Le président de la République, Abdelmadjid Tebboune, a affirmé mardi 28 février 2023, lors des Assises nationales de l'Agriculture, à Alger, que la puissance économique d'un Etat était sous-tendue de chiffres et de statistiques précis et réels, loin des données approximatives. Il a évoqué, dans ce cadre, «les disparités et l'incohérence» des chiffres publiés ces dernières années concernant les ressources agricoles nationales, notamment pour ce qui est du cheptel et des surfaces cultivées chaque saison.

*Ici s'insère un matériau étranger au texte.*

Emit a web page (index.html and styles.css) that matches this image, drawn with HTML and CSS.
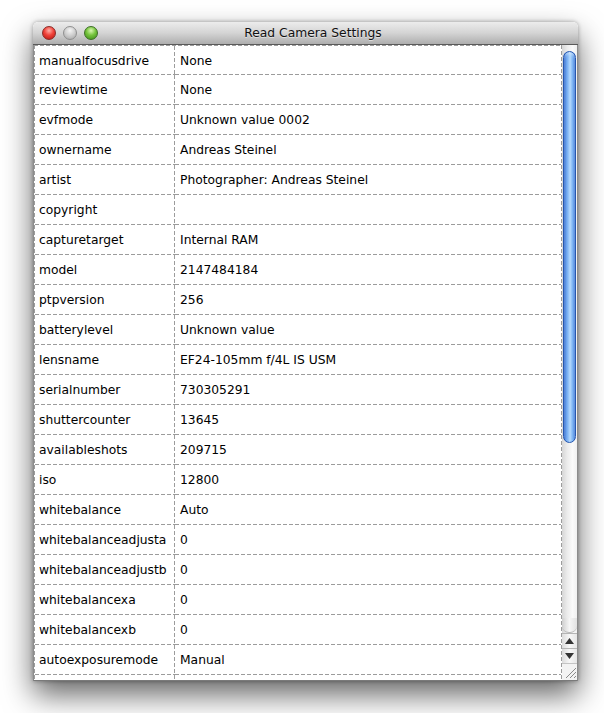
FILE: index.html
```html
<!DOCTYPE html>
<html>
<head>
<meta charset="utf-8">
<link rel="stylesheet" href="styles.css">
</head>
<body>
<div class="window">
  <div class="titlebar">
    <div class="lights">
      <span class="light red"></span>
      <span class="light gray"></span>
      <span class="light green"></span>
    </div>
    <div class="title">Read Camera Settings</div>
  </div>
  <div class="body">
    <div class="table">
      <div class="row"><div class="k">manualfocusdrive</div><div class="v">None</div></div>
      <div class="row"><div class="k">reviewtime</div><div class="v">None</div></div>
      <div class="row"><div class="k">evfmode</div><div class="v">Unknown value 0002</div></div>
      <div class="row"><div class="k">ownername</div><div class="v">Andreas Steinel</div></div>
      <div class="row"><div class="k">artist</div><div class="v">Photographer: Andreas Steinel</div></div>
      <div class="row"><div class="k">copyright</div><div class="v"></div></div>
      <div class="row"><div class="k">capturetarget</div><div class="v">Internal RAM</div></div>
      <div class="row"><div class="k">model</div><div class="v">2147484184</div></div>
      <div class="row"><div class="k">ptpversion</div><div class="v">256</div></div>
      <div class="row"><div class="k">batterylevel</div><div class="v">Unknown value</div></div>
      <div class="row"><div class="k">lensname</div><div class="v">EF24-105mm f/4L IS USM</div></div>
      <div class="row"><div class="k">serialnumber</div><div class="v">730305291</div></div>
      <div class="row"><div class="k">shuttercounter</div><div class="v">13645</div></div>
      <div class="row"><div class="k">availableshots</div><div class="v">209715</div></div>
      <div class="row"><div class="k">iso</div><div class="v">12800</div></div>
      <div class="row"><div class="k">whitebalance</div><div class="v">Auto</div></div>
      <div class="row"><div class="k">whitebalanceadjusta</div><div class="v">0</div></div>
      <div class="row"><div class="k">whitebalanceadjustb</div><div class="v">0</div></div>
      <div class="row"><div class="k">whitebalancexa</div><div class="v">0</div></div>
      <div class="row"><div class="k">whitebalancexb</div><div class="v">0</div></div>
      <div class="row"><div class="k">autoexposuremode</div><div class="v">Manual</div></div>
      <div class="row"><div class="k"></div><div class="v"></div></div>
    </div>
    <div class="scrollbar">
      <div class="track">
        <div class="thumb"></div>
        <div class="endcap"></div>
      </div>
      <div class="arrow up"><svg width="9" height="6" viewBox="0 0 9 6"><polygon points="4.5,0 9,6 0,6" fill="#333"/></svg></div>
      <div class="arrow down"><svg width="9" height="6" viewBox="0 0 9 6"><polygon points="0,0 9,0 4.5,6" fill="#333"/></svg></div>
      <div class="grip"><svg width="15" height="15" viewBox="0 0 15 15"><path d="M4 14 L14 4 M8 14 L14 8 M12 14 L14 12" stroke="#8a8a8a" stroke-width="1" fill="none"/></svg></div>
    </div>
  </div>
</div>
</body>
</html>
```

FILE: styles.css
```css
html, body {
  margin: 0;
  padding: 0;
  background: #fff;
}
body {
  font-family: "DejaVu Sans", "Liberation Sans", sans-serif;
  font-size: 12.3px;
  color: #000;
  min-height: 713px;
  padding-top: 22px;
  box-sizing: border-box;
}
.window {
  margin: 0 0 0 33px;
  width: 545px;
  height: 659px;
  border-radius: 5px 5px 0 0;
  box-shadow: 0 14px 30px rgba(0, 0, 0, 0.6), 0 0 4px rgba(0,0,0,0.35);
  display: flex;
  flex-direction: column;
  overflow: hidden;
  background: #fff;
}
.titlebar {
  height: 22px;
  flex: none;
  border-bottom: 1px solid #5a5a5a;
  background: linear-gradient(180deg, #ececec 0%, #d4d4d4 50%, #aeaeae 100%);
  display: flex;
  align-items: center;
  border-radius: 5px 5px 0 0;
}
.lights {
  display: flex;
  gap: 7px;
  padding-left: 9px;
  width: 56px;
  flex: none;
}
.light {
  width: 14px;
  height: 14px;
  border-radius: 50%;
  box-sizing: border-box;
}
.red {
  background: radial-gradient(circle at 50% 30%, #ffb0a8 0%, #f0433a 45%, #b3130d 100%);
  border: 1px solid #8b2a26;
}
.gray {
  background: radial-gradient(circle at 50% 30%, #f4f4f4 0%, #cdcdcd 50%, #a3a3a3 100%);
  border: 1px solid #8f8f8f;
}
.green {
  background: radial-gradient(circle at 50% 30%, #d9f7b0 0%, #76c43d 45%, #3b8a17 100%);
  border: 1px solid #3c6f24;
}
.title {
  flex: 1;
  text-align: center;
  padding-right: 50px;
  font-size: 12.3px;
  color: #111;
  text-shadow: 0 1px 0 rgba(255,255,255,0.5);
}
.body {
  flex: 1;
  display: flex;
  border-left: 1px solid #8c8c8c;
  border-right: 1px solid #8c8c8c;
  border-bottom: 1px solid #7a7a7a;
  overflow: hidden;
}
.table {
  width: 528px;
  flex: none;
  box-sizing: border-box;
  padding: 1px 1px 0 1px;
  background:
    repeating-linear-gradient(90deg, #9c9c9c 0 4px, transparent 4px 6px) left top / 100% 1px no-repeat,
    repeating-linear-gradient(180deg, #9c9c9c 0 4px, transparent 4px 6px) left top / 1px 100% no-repeat,
    repeating-linear-gradient(180deg, #9c9c9c 0 4px, transparent 4px 6px) right top / 1px 100% no-repeat;
  overflow: hidden;
}
.row {
  display: grid;
  grid-template-columns: 140px 386px;
  height: 30px;
  flex: none;
}
.row:first-child {
  height: 29px;
}
.k, .v {
  display: flex;
  align-items: center;
  white-space: nowrap;
  overflow: hidden;
  background: repeating-linear-gradient(90deg, #9c9c9c 0 4px, transparent 4px 6px) left bottom / 100% 1px no-repeat;
}
.k {
  padding-left: 4px;
  background:
    repeating-linear-gradient(90deg, #9c9c9c 0 4px, transparent 4px 6px) left bottom / 100% 1px no-repeat,
    repeating-linear-gradient(180deg, #9c9c9c 0 4px, transparent 4px 6px) right top / 1px 100% no-repeat;
}
.v {
  padding-left: 5px;
}
.scrollbar {
  width: 15px;
  flex: none;
  display: flex;
  flex-direction: column;
  background: linear-gradient(90deg, #d6d6d6 0%, #ececec 35%, #fafafa 70%, #f0f0f0 100%);
}
.track {
  flex: 1;
  padding-top: 6px;
  display: flex;
  flex-direction: column;
}
.thumb {
  height: 392px;
  margin: 0 1px 0 1px;
  border-radius: 7px;
  box-sizing: border-box;
  border: 1px solid #2457b0;
  background: linear-gradient(90deg, #2f66c9 0%, #6aa3ee 22%, #9cc9fa 45%, #b6dafd 55%, #77b0f2 80%, #3d74d2 100%);
  box-shadow: inset 0 2px 3px rgba(255,255,255,0.4);
}
.endcap {
  margin-top: auto;
  height: 14px;
  border-radius: 0 0 7px 7px;
  background: linear-gradient(90deg, #cfcfcf, #f6f6f6 50%, #e2e2e2);
  border-bottom: 1px solid #b8b8b8;
}
.arrow {
  height: 14px;
  border-top: 1px solid #b5b5b5;
  display: flex;
  align-items: center;
  justify-content: center;
  background: linear-gradient(90deg, #dcdcdc, #f7f7f7 50%, #e6e6e6);
}
.grip {
  height: 16px;
  border-top: 1px solid #c4c4c4;
  background: #f3f3f3;
  display: flex;
}
```
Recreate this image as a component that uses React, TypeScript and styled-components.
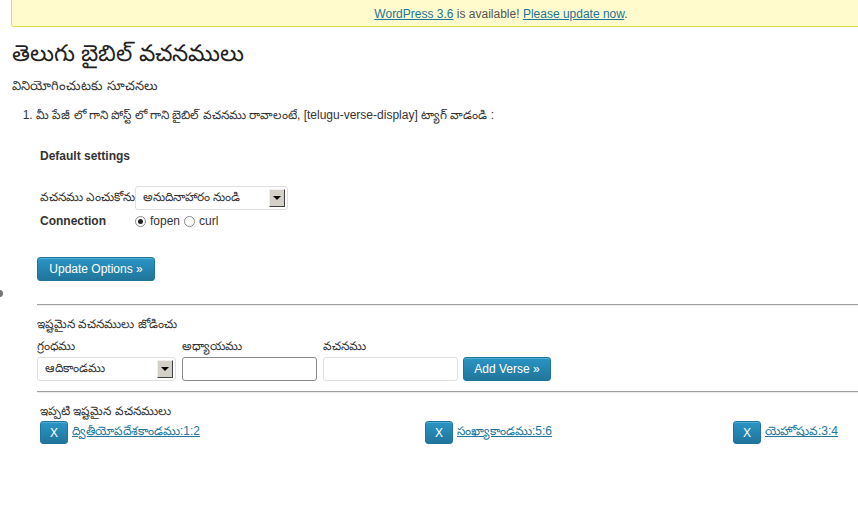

«Les chiffres avancés concernant la production agricole étaient les mêmes pendant des dizaines d'années, des chiffres qui ne reflétaient point la réalité», a-t-il déploré, citant pour exemple «la superficie des terres cultivées à travers le pays évaluée, alors, à 3 millions d'hectares, mais les enquêtes menées dans le cadre de la numérisation, ont démontré que ce chiffre ne dépassait pas 1,8 million d'hectares, ce qui signifie qu'il y a encore des terres arables non exploitées».

Le Président Tebboune a indiqué, dans le même sillage, que le recensement du cheptel a fait ressortir que l'Algérie disposait de 19 millions de têtes ovines «et non pas de 23 millions, encore moins de 29 millions d'après les anciennes statistiques», rappelant que les statistiques précises facilitaient la planification, l'investissement, la production et une bonne régulation de l'importation.

Brr ! Froid dans le dos. Six décennies après l'indépendance, et, bien souvent, avec des ministres gestionnaires du secteur de qualité et avec la formation de centaines sinon de milliers d'agronomes, de statisticiens, d'économistes, etc... voilà que l'on se retrouve brutalement confronté à la réalité surprenante des chiffres. Il y a donc quelque chose de «déphasé» (pour ne pas dire plus!) dans le secteur. Un déphasage tragique, les différences entre les chiffres «officiels» auparavant publiés et ceux fournis par le premier magistrat du pays étant (très) importantes. Le drame c'est, peut-être (ne l'espérons pas!), que ce «déphasage» (pour ne pas dire plus!) concerne, mis à part quelques «niches» bien entretenues, bien d'autres secteurs.

Bien sûr, il y a des problèmes de moyens humains et matériels, d' (in-)organisation et de gestion quotidienne, d'une gestion délicate des capitaux (dont la terre et ses produits) encore en bonne partie traditionnelle, de bureaucratie, de freins sociétaux (dont une indivision castratrice). Bien sûr, bien sûr.

A mon humble avis (bien que j'ai fréquenté, dans d'autres vies, assez longtemps, les statistiques de l'Information et de la Culture ), et cela concerne pas mal de secteurs, bien de nos décideurs-»gestionnaires» ont un véritable gros problème avec les chiffres, colonne vertébrale de l'information économique (entre autres), elle-même colonne vertébrale de toute analyse économique et du développement. Que l'on a, peut-être, et ce depuis l'Indépendance, trop rapidement confondue avec l'information sécuritaire (même en matière d'information publique par la presse, ce qui a freiné la transparence) ce qui a, peut-être, retardé la mémorisation (archivage et documentation) et, aujourd'hui la numérisation. Donc, au final, on peut «cacher tout et ne pas montrer l'essentiel» selon une formule consacrée chez les statisticiens. Ajoutez-y l'inévitable et hélas, habituelle » caresse dans le sens des poils»: Un comportement autoritariste, pour ne pas dire plus. Chez nous bien plus individuel que systémique, ce qui rend la lutte bien plus difficile. Un comportement largement dépassé par les effets de la mondialisation-globalisation-libéralisation des économies.



Ps: Du temps de l'économie planifiée, feu le Président H. Boumediene s'était, dit-on, fortement inquiété au vu des chaînes interminables pour s'approvisionner en semoule, pain, huile, etc alors que tout avait été fait -sur la base des statistiques officielles - pour fournir le marché national en produits de base . En fait, on s'est aperçu plus tard, trop tard, de la cause du hiatus: les statistiques officielles, fruits de projections, concernant la population algérienne de l'époque étaient bien en deça de la réalité, d'où le déphasage entre l'offre et la demande. Vrai ou faux? Fake news de l'époque ? Qui sait!